::: Data shown :::

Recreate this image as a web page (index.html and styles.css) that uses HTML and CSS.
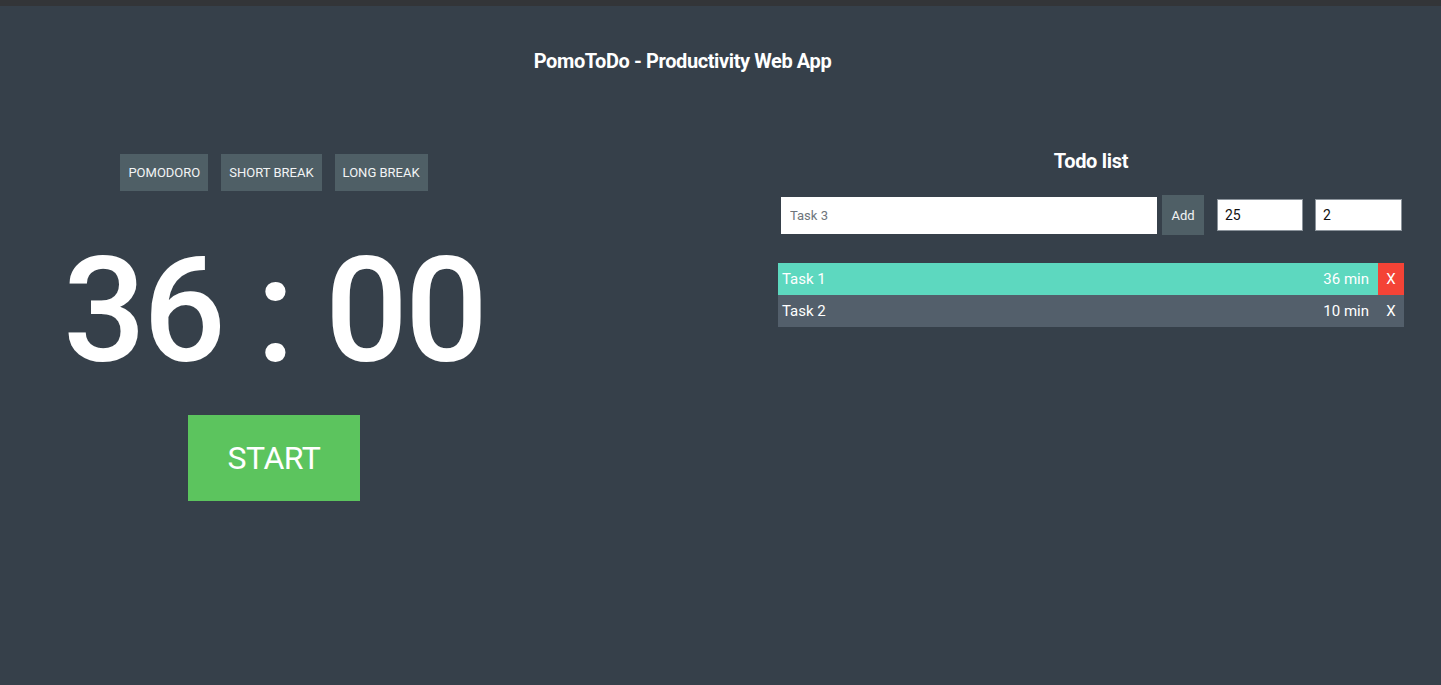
FILE: index.html
```html
<!DOCTYPE html>
<html lang="en">
<head>
<meta charset="utf-8">
<title>PomoToDo</title>
<link rel="stylesheet" href="styles.css">
</head>
<body>
<div class="topbar"></div>
<header class="header">
  <h1 class="title">PomoToDo - Productivity Web App</h1>
</header>
<main class="main">
  <section class="timer-col">
    <div class="modes">
      <button class="mode-btn">POMODORO</button>
      <button class="mode-btn">SHORT BREAK</button>
      <button class="mode-btn">LONG BREAK</button>
    </div>
    <div class="clock">36 : 00</div>
    <button class="start-btn">START</button>
  </section>
  <section class="todo-col">
    <h2 class="todo-title">Todo list</h2>
    <div class="add-row">
      <input class="task-input" type="text" placeholder="Task 3">
      <button class="add-btn">Add</button>
      <input class="num-input num-first" type="text" value="25">
      <input class="num-input" type="text" value="2">
    </div>
    <ul class="tasks">
      <li class="task task-active">
        <span class="task-name">Task 1</span>
        <span class="task-time">36 min</span>
        <span class="task-del task-del-active">X</span>
      </li>
      <li class="task">
        <span class="task-name">Task 2</span>
        <span class="task-time">10 min</span>
        <span class="task-del">X</span>
      </li>
    </ul>
  </section>
</main>
</body>
</html>
```
FILE: styles.css
```css
* { box-sizing: border-box; }
html, body {
  margin: 0;
  padding: 0;
  background: #36404a;
  height: 100%;
}
body {
  font-family: Roboto, "Liberation Sans", sans-serif;
  color: #ffffff;
  overflow: hidden;
}
.topbar {
  height: 6px;
  background: #333538;
}
.header {
  width: 1365px;
  display: flex;
  justify-content: center;
  padding-top: 43px;
}
.title {
  margin: 0;
  font-size: 20px;
  line-height: 24px;
  font-weight: 700;
  letter-spacing: -0.4px;
}
.main {
  display: flex;
  gap: 193px;
}
.timer-col {
  width: 548px;
  display: flex;
  flex-direction: column;
  align-items: center;
  padding-top: 81px;
}
.modes {
  display: flex;
  gap: 13px;
}
.mode-btn {
  height: 37px;
  padding: 0 8px;
  border: none;
  background: #4f5f66;
  color: #f2f4f5;
  font-family: inherit;
  font-size: 13px;
  font-weight: 400;
}
.clock {
  margin-top: 48px;
  font-size: 146px;
  line-height: 1;
  height: 146px;
  letter-spacing: -3px;
  font-weight: 500;
  color: #ffffff;
}
.start-btn {
  margin-top: 30px;
  width: 172px;
  height: 86px;
  border: none;
  background: #5cc45e;
  color: #ffffff;
  font-family: inherit;
  font-size: 32px;
  letter-spacing: -0.5px;
}
.todo-col {
  width: 700px;
  padding: 76px 37px 0;
  display: flex;
  flex-direction: column;
}
.todo-title {
  margin: 0;
  text-align: center;
  font-size: 20px;
  line-height: 24px;
  font-weight: 700;
  letter-spacing: -0.3px;
}
.add-row {
  margin-top: 22px;
  height: 40px;
  display: flex;
  align-items: center;
  padding-left: 3px;
}
.task-input {
  width: 376px;
  height: 37px;
  border: none;
  padding: 0 9px;
  font-family: inherit;
  font-size: 13px;
  color: #333;
  background: #fff;
}
.task-input::placeholder { color: #6e757b; }
.add-btn {
  margin-left: 5px;
  width: 42px;
  height: 40px;
  border: none;
  background: #4f5f66;
  color: #f2f4f5;
  font-family: inherit;
  font-size: 13px;
  padding: 0;
}
.num-input {
  margin-left: 12px;
  width: 87px;
  height: 32px;
  border: 1px solid #8b939b;
  padding: 0 7px;
  font-family: inherit;
  font-size: 14px;
  color: #111;
  background: #fff;
}
.num-first { margin-left: 13px; width: 86px; }
.tasks {
  list-style: none;
  margin: 28px 0 0;
  padding: 0;
}
.task {
  height: 32px;
  display: flex;
  align-items: center;
  background: #535f6b;
  font-size: 15px;
  color: #fff;
}
.task-active { background: #5dd8bf; }
.task-name {
  flex: 1;
  padding-left: 4px;
}
.task-time {
  padding-right: 9px;
}
.task-del {
  width: 26px;
  height: 32px;
  display: flex;
  align-items: center;
  justify-content: center;
}
.task-del-active { background: #f44336; }
```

:::

**Task statement:** Copy out every line with the word "index".

**Exercise solution:**
Recreate this image as a web page (index.html and styles.css) that uses HTML and CSS.
FILE: index.html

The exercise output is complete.